Improving market conduct and combating market abuse remain key focus areas for regulators globally, as regulators push to have more comprehensive and accurate data about the markets for which they are responsible. Related to this, the level of fines imposed by regulators on firms for transaction reporting failures has escalated significantly recently. In the UK for example, the FCA imposed a £4.7m fine on a global investment bank in 2014 for failing to properly report over 29 million equity swap contracts-for-difference transactions; in 2015, another global investment bank was fined £13.2m for a number of transaction reporting failures.
The authorities will continue to invest in more advanced surveillance tools and more sophisticated techniques to help them identify and combat rogue trading. In Europe, regulators are markedly increasing the breadth and depth of data they will receive though the introduction of new transaction reporting regulations under the Markets in Financial Instruments Regulation (MiFIR) and the Markets in Financial Instruments Regulation Directive (MiFID II).

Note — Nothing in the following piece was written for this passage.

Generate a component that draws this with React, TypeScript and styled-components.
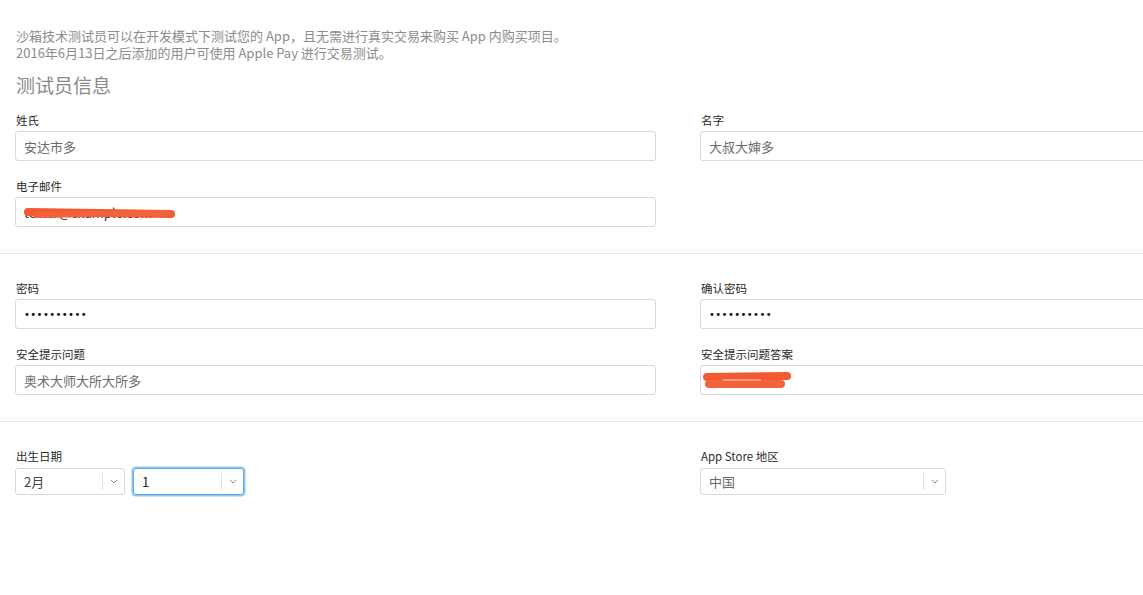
import React from "react";
import styled, { createGlobalStyle } from "styled-components";

const Global = createGlobalStyle`
  html, body { margin: 0; padding: 0; background: #fff; overflow: hidden; }
  body { font-family: "Noto Sans CJK SC", "Noto Sans", "Liberation Sans", sans-serif; }
`;

const Page = styled.div`
  width: 100%;
  overflow: hidden;
  padding-top: 27px;
`;

const Intro = styled.p`
  margin: 0;
  padding: 0 16px;
  font-size: 13px;
  line-height: 17px;
  color: #8c8c8c;
`;

const Heading = styled.h2`
  margin: 11px 0 0;
  padding: 0 16px;
  font-size: 19px;
  line-height: 26px;
  font-weight: 400;
  color: #8a8a8a;
`;

const Section = styled.section<{ $top: number }>`
  display: grid;
  grid-template-columns: 641px 641px;
  column-gap: 44px;
  row-gap: 17px;
  padding: ${(p) => p.$top}px 15px 26px;
`;

const Divider = styled.hr`
  margin: 0;
  border: 0;
  border-top: 1px solid #e6e6e6;
`;

const Field = styled.div`
  display: flex;
  flex-direction: column;
  gap: 3px;
`;

const Label = styled.label`
  font-size: 11.5px;
  line-height: 16px;
  color: #2a2a2a;
  font-weight: 400;
  padding-left: 1px;
`;

const InputBox = styled.div`
  position: relative;
  height: 30px;
  box-sizing: border-box;
  border: 1px solid #d9d9d9;
  border-radius: 3px;
  padding: 0 8px;
  display: flex;
  align-items: center;
  font-size: 13px;
  color: #6b6b6b;
  overflow: hidden;
`;

const Dots = styled.span`
  color: #111;
  font-family: "DejaVu Sans", sans-serif;
  font-size: 10px;
  letter-spacing: 0.4px;
`;

const Hidden = styled.span`
  color: #333;
`;

const Scribble = styled.svg`
  position: absolute;
  left: 0;
  top: 0;
  pointer-events: none;
`;

const SelectRow = styled.div`
  display: flex;
  gap: 8px;
  margin-top: 1px;
`;

const Select = styled.div<{ $w: number; $focus?: boolean }>`
  width: ${(p) => p.$w}px;
  height: 27px;
  box-sizing: border-box;
  border: 1px solid ${(p) => (p.$focus ? "#5aa8e8" : "#d9d9d9")};
  box-shadow: ${(p) => (p.$focus ? "0 0 0 1.5px #8cc6f2" : "none")};
  border-radius: 3px;
  display: flex;
  align-items: center;
  font-size: 13px;
  color: ${(p) => (p.$focus ? "#222" : "#444")};
`;

const SelectValue = styled.span<{ $muted?: boolean }>`
  flex: 1;
  padding-left: 8px;
  color: ${(p) => (p.$muted ? "#6b6b6b" : "inherit")};
`;

const Arrow = styled.span`
  width: 21px;
  height: 17px;
  border-left: 1px solid #e2e2e2;
  display: flex;
  align-items: center;
  justify-content: center;
`;

const Chevron = () => (
  <svg width="8" height="5" viewBox="0 0 8 5">
    <path d="M1 1l3 3 3-3" fill="none" stroke="#8a8a8a" strokeWidth="1" />
  </svg>
);

export default function App() {
  return (
    <>
      <Global />
      <Page>
        <Intro>
          沙箱技术测试员可以在开发模式下测试您的 App，且无需进行真实交易来购买 App 内购买项目。
          <br />
          2016年6月13日之后添加的用户可使用 Apple Pay 进行交易测试。
        </Intro>
        <Heading>测试员信息</Heading>
        <Section $top={14}>
          <Field>
            <Label>姓氏</Label>
            <InputBox>安达市多</InputBox>
          </Field>
          <Field>
            <Label>名字</Label>
            <InputBox>大叔大婶多</InputBox>
          </Field>
          <Field>
            <Label>电子邮件</Label>
            <InputBox>
              <Hidden>tester@example.com</Hidden>
              <Scribble width="200" height="30">
                <path d="M12 14 L155 16" stroke="#f25a32" strokeWidth="8" strokeLinecap="round" fill="none" />
                <path d="M20 17 L150 15" stroke="#f4623b" strokeWidth="6" strokeLinecap="round" fill="none" />
              </Scribble>
            </InputBox>
          </Field>
        </Section>
        <Divider />
        <Section $top={26}>
          <Field>
            <Label>密码</Label>
            <InputBox>
              <Dots>••••••••••</Dots>
            </InputBox>
          </Field>
          <Field>
            <Label>确认密码</Label>
            <InputBox>
              <Dots>••••••••••</Dots>
            </InputBox>
          </Field>
          <Field>
            <Label>安全提示问题</Label>
            <InputBox>奥术大师大所大所多</InputBox>
          </Field>
          <Field>
            <Label>安全提示问题答案</Label>
            <InputBox>
              <Scribble width="120" height="30">
                <path d="M6 11 L86 10" stroke="#f25a32" strokeWidth="8" strokeLinecap="round" fill="none" />
                <path d="M8 18 L80 18" stroke="#f4623b" strokeWidth="8" strokeLinecap="round" fill="none" />
                <path d="M22 14 L60 14" stroke="#fbd3c7" strokeWidth="1" fill="none" />
              </Scribble>
            </InputBox>
          </Field>
        </Section>
        <Divider />
        <Section $top={26}>
          <Field>
            <Label>出生日期</Label>
            <SelectRow>
              <Select $w={110}>
                <SelectValue>2月</SelectValue>
                <Arrow>
                  <Chevron />
                </Arrow>
              </Select>
              <Select $w={111} $focus>
                <SelectValue>1</SelectValue>
                <Arrow>
                  <Chevron />
                </Arrow>
              </Select>
            </SelectRow>
          </Field>
          <Field>
            <Label>App Store 地区</Label>
            <SelectRow>
              <Select $w={246}>
                <SelectValue $muted>中国</SelectValue>
                <Arrow>
                  <Chevron />
                </Arrow>
              </Select>
            </SelectRow>
          </Field>
        </Section>
      </Page>
    </>
  );
}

MiFID II will drive fundamental changes in the EU securities markets and it is expected that no business operating model will remain unaffected. The scope will be extended from the current MiFID I requirements to include all financial instruments traded on all Regulated Markets, Multilateral Trading Facilities (MTFs) or the new Organized Trading Facilities (OTFs). When taken together with the new obligation to trade a much wider range of instruments on regulated trading venues, MiFIR will require investment firms to report virtually all their OTC fx, commodity and interest rate derivative transactions, in addition to the current requirement to report trades in listed equities and fixed income.

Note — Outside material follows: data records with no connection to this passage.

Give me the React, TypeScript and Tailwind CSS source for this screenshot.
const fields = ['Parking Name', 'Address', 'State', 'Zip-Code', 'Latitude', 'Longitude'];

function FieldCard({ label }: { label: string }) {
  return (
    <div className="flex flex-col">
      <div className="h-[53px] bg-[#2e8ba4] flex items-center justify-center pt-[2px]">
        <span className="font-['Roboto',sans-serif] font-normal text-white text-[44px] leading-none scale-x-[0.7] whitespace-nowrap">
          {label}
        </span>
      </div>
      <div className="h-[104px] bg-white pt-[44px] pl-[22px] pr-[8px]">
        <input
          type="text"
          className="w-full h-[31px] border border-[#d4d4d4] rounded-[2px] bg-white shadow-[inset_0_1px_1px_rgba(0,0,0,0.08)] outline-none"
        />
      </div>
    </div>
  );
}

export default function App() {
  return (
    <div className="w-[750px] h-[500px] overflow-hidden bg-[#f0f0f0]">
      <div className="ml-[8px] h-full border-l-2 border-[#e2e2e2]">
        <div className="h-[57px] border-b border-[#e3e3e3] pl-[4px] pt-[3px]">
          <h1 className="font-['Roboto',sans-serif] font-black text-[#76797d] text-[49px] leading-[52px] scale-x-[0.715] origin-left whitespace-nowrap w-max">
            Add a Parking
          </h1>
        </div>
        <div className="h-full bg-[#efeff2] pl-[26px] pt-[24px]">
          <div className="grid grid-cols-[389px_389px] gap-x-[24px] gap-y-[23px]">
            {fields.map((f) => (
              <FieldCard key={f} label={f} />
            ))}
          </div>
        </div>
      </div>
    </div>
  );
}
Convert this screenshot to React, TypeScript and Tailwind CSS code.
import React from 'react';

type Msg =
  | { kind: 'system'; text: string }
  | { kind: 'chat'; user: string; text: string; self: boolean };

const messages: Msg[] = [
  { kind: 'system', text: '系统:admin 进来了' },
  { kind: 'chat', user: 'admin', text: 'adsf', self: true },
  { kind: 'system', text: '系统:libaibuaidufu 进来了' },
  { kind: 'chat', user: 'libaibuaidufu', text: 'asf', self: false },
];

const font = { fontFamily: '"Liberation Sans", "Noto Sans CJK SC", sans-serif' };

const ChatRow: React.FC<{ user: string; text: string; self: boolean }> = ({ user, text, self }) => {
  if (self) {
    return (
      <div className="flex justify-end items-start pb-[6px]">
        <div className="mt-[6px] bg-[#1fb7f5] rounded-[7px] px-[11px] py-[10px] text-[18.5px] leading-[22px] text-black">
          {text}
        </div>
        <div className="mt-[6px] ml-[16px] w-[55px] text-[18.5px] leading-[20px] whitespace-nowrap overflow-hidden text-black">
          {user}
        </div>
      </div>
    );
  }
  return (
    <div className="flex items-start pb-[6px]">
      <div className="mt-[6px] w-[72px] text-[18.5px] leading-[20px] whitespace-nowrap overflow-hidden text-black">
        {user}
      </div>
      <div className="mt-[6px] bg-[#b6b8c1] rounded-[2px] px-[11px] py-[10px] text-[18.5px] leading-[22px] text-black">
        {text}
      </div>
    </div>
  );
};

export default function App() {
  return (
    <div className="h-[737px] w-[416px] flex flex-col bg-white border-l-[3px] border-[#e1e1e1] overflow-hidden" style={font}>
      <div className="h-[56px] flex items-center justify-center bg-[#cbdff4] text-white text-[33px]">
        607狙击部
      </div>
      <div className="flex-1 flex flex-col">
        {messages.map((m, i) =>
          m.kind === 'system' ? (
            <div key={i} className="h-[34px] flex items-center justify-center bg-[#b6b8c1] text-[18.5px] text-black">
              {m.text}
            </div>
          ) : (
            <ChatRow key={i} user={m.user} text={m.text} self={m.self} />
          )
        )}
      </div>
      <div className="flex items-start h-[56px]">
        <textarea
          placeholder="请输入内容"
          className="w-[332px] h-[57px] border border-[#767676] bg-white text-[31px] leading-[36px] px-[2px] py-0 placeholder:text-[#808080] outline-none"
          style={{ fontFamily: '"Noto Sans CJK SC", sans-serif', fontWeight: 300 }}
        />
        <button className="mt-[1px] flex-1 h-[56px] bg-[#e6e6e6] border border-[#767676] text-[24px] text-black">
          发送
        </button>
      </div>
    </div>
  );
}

Not only is the range of financial instruments for which reports have to be made widening significantly, the detail that each report must contain is also much greater than MiFID I. The number of fields to be completed in each report has more than doubled and will now contain information such as the personal details of the individual making the trading decision, identification of the specific algorithm responsible, whether a pre-trade transparency waiver was used and if the trade was a short sale.
The increased scope will also have a global reach impacting non-EEA investment firms operating within the EEA or branches of EEA investment firms located in non-EEA jurisdictions that trade in reportable financial instruments. For example, the US branch of a bank authorized in the UK or the London branch of a Japanese bank authorized in Japan would both have obligations under MiFID II when they trade in reportable financial instruments.

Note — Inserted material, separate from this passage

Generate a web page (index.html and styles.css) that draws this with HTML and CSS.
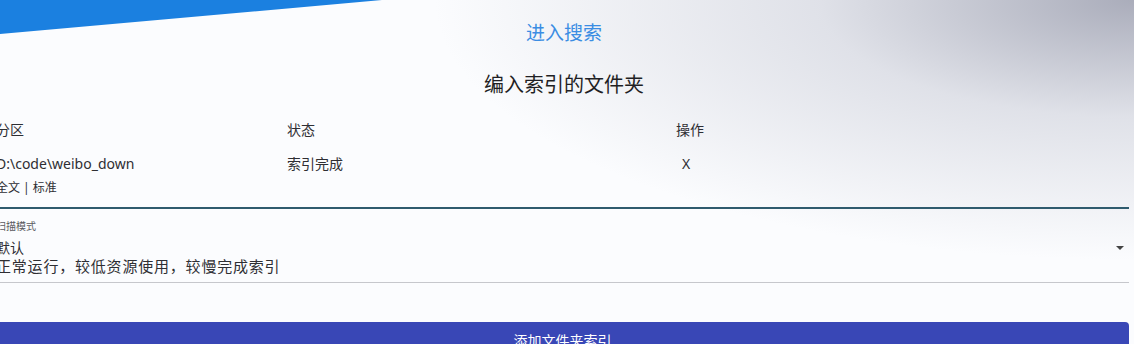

Regulators are also preparing for the increased scope and scale of transaction reporting under MiFID II. In the UK for instance, the FCA is building an entirely new transaction reporting system in order to be ready for MiFIR implementation.
Despite the potential deferral of the MiFIR/MiFID II effective to January 3, 2018, the scale and complexity of changes will make it a major challenge for firms. Not only will it be one of the most complex compliance exercises undertaken to date, it will also require firms to consider its strategic repercussions upon their business and operating models. Non-compliance with transaction reporting requirements and a lack of governance, systems and controls to mitigate transaction reporting failures will continue to be scrutinized closely by regulatory authorities and action will continue to be taken against firms which neglect their responsibilities.